Friday, July 27, 2007

barry bonds

Ran across this highly sensible take on Barry Bonds and steroids today.

I honestly find it amazingly pathetic that people get all bent out of shape because they suspect that Bonds used steroids, and that somehow mars his upcoming breaking of the homerun record. I mean in light of various facts, such as:

  • 30,000 children will die today from lack of clean water and enough calories.
  • Major League baseball is a US$5 Billion industry
  • 300,000 forcibly drafted child soldiers are currently fighting for the Lord's Resistance Army in Northern Uganda.
  • 800,000 people will be trafficked across international borders this year
  • There are Twenty Million refugees in the world (this does not include internally displaced persons).
  • Bonds is getting paid US$15.8 million to play baseball this year.
  • 2 Billion people in the world are living in poverty on US$2/day or less

... who gives a shit?

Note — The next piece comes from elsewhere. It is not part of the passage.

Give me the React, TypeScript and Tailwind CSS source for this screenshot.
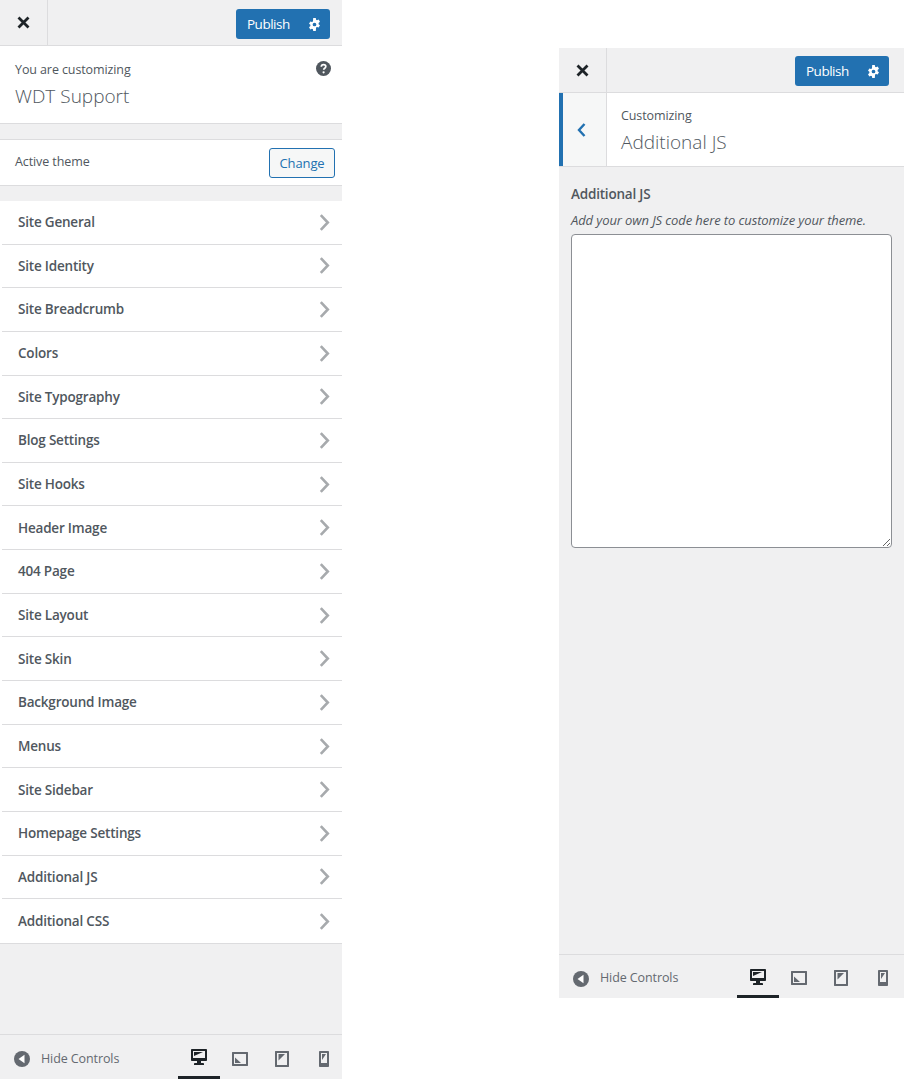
const font = { fontFamily: '"Open Sans", "Noto Sans", sans-serif' }

const sections = [
  'Site General',
  'Site Identity',
  'Site Breadcrumb',
  'Colors',
  'Site Typography',
  'Blog Settings',
  'Site Hooks',
  'Header Image',
  '404 Page',
  'Site Layout',
  'Site Skin',
  'Background Image',
  'Menus',
  'Site Sidebar',
  'Homepage Settings',
  'Additional JS',
  'Additional CSS',
]

function CloseIcon() {
  return (
    <svg width="13" height="13" viewBox="0 0 13 13" fill="none" stroke="#1d2327" strokeWidth="2.8">
      <path d="M1.5 1.5l10 10M11.5 1.5l-10 10" />
    </svg>
  )
}

function GearIcon() {
  return (
    <svg width="13" height="13" viewBox="0 0 14 14">
      <path
        fill="#fff"
        fillRule="evenodd"
        d="M5.6 0h2.8l.3 1.9c.4.1.7.3 1 .5l1.8-.7 1.4 2.4-1.5 1.2c.1.4.1.9 0 1.4l1.500 1.200-1.400 2.400-1.800-.7c-.3.2-.6.4-1 .5L8.400 14H5.600l-.3-1.900c-.4-.1-.7-.3-1-.5l-1.800.7L1.100 9.900l1.500-1.200c-.1-.5-.1-1 0-1.400L1.100 6.100l1.400-2.400 1.800.7c.3-.2.6-.4 1-.5L5.600 0zM7 5a2 2 0 100 4 2 2 0 000-4z"
      />
    </svg>
  )
}

function PublishButton() {
  return (
    <div className="flex h-[30px] w-[94px] items-center rounded-[3px] bg-[#2271b1] pl-[11px] pr-[9.500px] text-white">
      <span className="text-[13.500px] tracking-[-0.5px]">Publish</span>
      <span className="ml-auto flex">
        <GearIcon />
      </span>
    </div>
  )
}

function Chevron() {
  return (
    <svg width="11" height="17" viewBox="0 0 11 17" fill="none" stroke="#a7aaad" strokeWidth="2.6">
      <path d="M1.800 1.200L8.800 8.500l-7 7.300" />
    </svg>
  )
}

function DesktopIcon() {
  return (
    <svg width="20" height="20" viewBox="0 0 20 20">
      <path
        fill="#1d2327"
        d="M3 2h14c.55 0 1 .45 1 1v10c0 .55-.45 1-1 1h-5v2h2c.55 0 1 .45 1 1v1H5v-1c0-.55.45-1 1-1h2v-2H3c-.55 0-1-.45-1-1V3c0-.55.45-1 1-1zm13 9V4H4v7h12zM5 5h9L5 9V5z"
      />
    </svg>
  )
}

function TabletIcon() {
  return (
    <svg width="20" height="20" viewBox="0 0 20 20">
      <path fill="#646970" d="M2.500 3h15c.3 0 .5.200.5.500v13c0 .3-.2.500-.5.500h-15c-.3 0-.5-.2-.5-.5v-13c0-.3.200-.5.500-.5zM16 15V5H4v10h12zM5 15.000V8.500L11 14H5z" />
    </svg>
  )
}

function PortraitIcon() {
  return (
    <svg width="20" height="20" viewBox="0 0 20 20">
      <path fill="#646970" d="M3.500 2h13c.3 0 .5.200.5.500v15c0 .3-.2.500-.5.500h-13c-.3 0-.5-.2-.5-.5v-15c0-.3.200-.5.500-.5zM15 16V4H5v12h10zM6.500 5H13l-6.500 6.500V5z" />
    </svg>
  )
}

function PhoneIcon() {
  return (
    <svg width="20" height="20" viewBox="0 0 20 20">
      <path fill="#646970" d="M6 2h8c.550 0 1 .45 1 1v14c0 .55-.45 1-1 1H6c-.55 0-1-.45-1-1V3c0-.55.45-1 1-1zm7 12V4H7v10h6zM8 5h4L8 11V5z" />
    </svg>
  )
}

function Footer({ compact }: { compact?: boolean }) {
  return (
    <div
      className={`flex shrink-0 items-center overflow-hidden border-t border-[#dcdcde] bg-[#f0f0f1] ${
        compact ? 'h-[44px]' : 'h-[45px]'
      }`}
    >
      <div className="ml-[14px] mt-[4px] flex items-center">
        <svg width="16" height="16" viewBox="0 0 16 16">
          <circle cx="8" cy="8" r="8" fill="#646970" />
          <path fill="#fff" d="M10.500 3.800v8.400L4.500 8z" />
        </svg>
        <span className="ml-[11px] text-[12.500px] tracking-[-0.1px] text-[#646970]">Hide Controls</span>
      </div>
      <div className={`ml-auto flex h-full shrink-0 ${compact ? '-mr-px' : '-mr-[4px]'}`}>
        <div className="flex w-[42px] items-center justify-center border-b-[3px] border-[#1d2327] pt-[3px]">
          <DesktopIcon />
        </div>
        <div className="flex w-[42px] items-center justify-center pr-[2px] pt-[3px]">
          <TabletIcon />
        </div>
        <div className="flex w-[42px] items-center justify-center pr-[2px] pt-[3px]">
          <PortraitIcon />
        </div>
        <div className="flex w-[42px] items-center justify-center pr-[2px] pt-[3px]">
          <PhoneIcon />
        </div>
      </div>
    </div>
  )
}

function TopBar({ compact }: { compact?: boolean }) {
  return (
    <div
      className={`flex shrink-0 border-b border-[#dcdcde] bg-[#f0f0f1] ${
        compact ? 'h-[45px]' : 'h-[46px]'
      }`}
    >
      <div className="flex h-full w-[48px] items-center justify-center border-r border-[#dcdcde]">
        <CloseIcon />
      </div>
      <div className={`ml-auto ${compact ? 'mr-[15px] mt-[8px]' : 'mr-[12px] mt-[9px]'}`}>
        <PublishButton />
      </div>
    </div>
  )
}

function MainPanel() {
  return (
    <div className="flex h-[1079px] w-[342px] shrink-0 flex-col bg-[#f0f0f1]">
      <TopBar />
      <div className="relative h-[78px] border-b border-[#dcdcde] bg-white px-[15px] pt-[14px]">
        <div className="text-[12.500px] leading-[20px] tracking-[-0.1px] text-[#50575e]">You are customizing</div>
        <div className="mt-[3px] text-[19px] font-light leading-[26px] text-[#50575e]">WDT Support</div>
        <svg className="absolute right-[11px] top-[15px]" width="15" height="15" viewBox="0 0 15 15">
          <circle cx="7.500" cy="7.500" r="7.500" fill="#50575e" />
          <path d="M5.300 5.800c0-1.400 1-2.100 2.300-2.100s2.200.7 2.200 1.900c0 1.600-2.100 1.600-2.100 3.100" fill="none" stroke="#fff" strokeWidth="1.700" />
          <circle cx="7.600" cy="11.300" r="1.100" fill="#fff" />
        </svg>
      </div>
      <div className="mt-[15px] flex h-[47px] items-start justify-between border-y border-[#dcdcde] bg-white pl-[15px] pr-[7px] pt-[8px]">
        <span className="mt-[4px] text-[12.500px] leading-[20px] tracking-[-0.1px] text-[#50575e]">Active theme</span>
        <span className="flex h-[30px] w-[66px] items-center justify-center rounded-[3px] border border-[#2271b1] bg-[#f6f7f7] pt-[2px] text-[13px] tracking-[-0.1px] text-[#2271b1]">
          Change
        </span>
      </div>
      <div className="mt-[15px] border-b border-[#dcdcde] bg-white pl-[2px]">
        {sections.map((name, i) => (
          <div
            key={name}
            className={`flex h-[43.650px] items-center justify-between pl-[16px] pr-[12px] ${
              i < sections.length - 1 ? 'border-b border-[#dcdcde]' : ''
            }`}
          >
            <span className="text-[13.500px] font-semibold tracking-[-0.2px] text-[#50575e]">{name}</span>
            <Chevron />
          </div>
        ))}
      </div>
      <div className="flex-1" />
      <Footer />
    </div>
  )
}

function SectionPanel() {
  return (
    <div className="ml-[217px] mt-[48px] flex h-[950px] w-[345px] shrink-0 flex-col bg-[#f0f0f1]">
      <TopBar compact />
      <div className="flex h-[74px] shrink-0 border-b border-[#dcdcde] bg-white">
        <div className="flex w-[48px] items-center justify-center border-l-4 border-r border-l-[#2271b1] border-r-[#dcdcde] bg-[#f6f7f7] pr-[6px]">
          <svg width="9" height="14" viewBox="0 0 9 14" fill="none" stroke="#2271b1" strokeWidth="2.400">
            <path d="M7.500 1L2 7l5.500 6" />
          </svg>
        </div>
        <div className="pl-[14px] pt-[13px]">
          <div className="text-[12.500px] leading-[20px] tracking-[-0.1px] text-[#50575e]">Customizing</div>
          <div className="mt-[2px] text-[19px] font-light leading-[28px] text-[#50575e]">Additional JS</div>
        </div>
      </div>
      <div className="flex-1 pl-[12px] pr-[12px] pt-[17px]">
        <div className="text-[13.500px] font-semibold leading-[20px] tracking-[-0.2px] text-[#50575e]">Additional JS</div>
        <div className="mt-[6px] text-[13px] italic leading-[20px] tracking-[-0.1px] text-[#50575e]">
          Add your own JS code here to customize your theme.
        </div>
        <textarea className="mt-[4px] block h-[314px] w-[321px] rounded-[4px] border border-[#8c8f94] bg-white" />
      </div>
      <Footer compact />
    </div>
  )
}

export default function App() {
  return (
    <div className="flex min-h-[1079px] w-[904px] items-start overflow-hidden bg-white" style={font}>
      <MainPanel />
      <SectionPanel />
    </div>
  )
}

Or to quote my dear departed grandfather, Benjamin Wheeler Ady Jr., who gives a flying rat's ass? Does it matter if Bonds used steroids, oxycodone, marijuana, or any other legal or illegal substance? What difference does in make in the world? How important could it possibly be?

3 comments:

stephy said...

You said "I honestly find it amazingly pathetic that people get all bent out of shape about..."

Oh, the irony!

Benjamin Ady said...

Stephanie,

You're half right. (that whole dividing by zero thing, you know?)

Benjamin Ady said...

or this, from Wikipedia's article: While many reputable critics limit irony to something resembling Aristotle's definition, an influential set of texts insists that it be understood, not as a limited tool, but as a disruptive force with the power to undo texts and readers alike. This tradition includes Søren Kierkegaard, 19th-century German critic and novelist Friedrich Schlegel ("On Incomprehensibility"), Charles Baudelaire, Stendhal, and the 20th-century deconstructionist Paul de Man ("The Concept of Irony"). Briefly, it insists that irony is, in Kierkegaard's words, "infinite, absolute negativity". Where much of philosophy attempts to reconcile opposites into a larger positive project, Kierkegaard and others insist that irony — whether expressed in complex games of authorship or simple litotes — must, in Kierkegaard's words, "swallow its own stomach". Irony entails endless reflection and violent reversals, and ensures incomprehensibility at the moment it compels speech. Not surprisingly, irony is the favorite textual property of deconstructionists.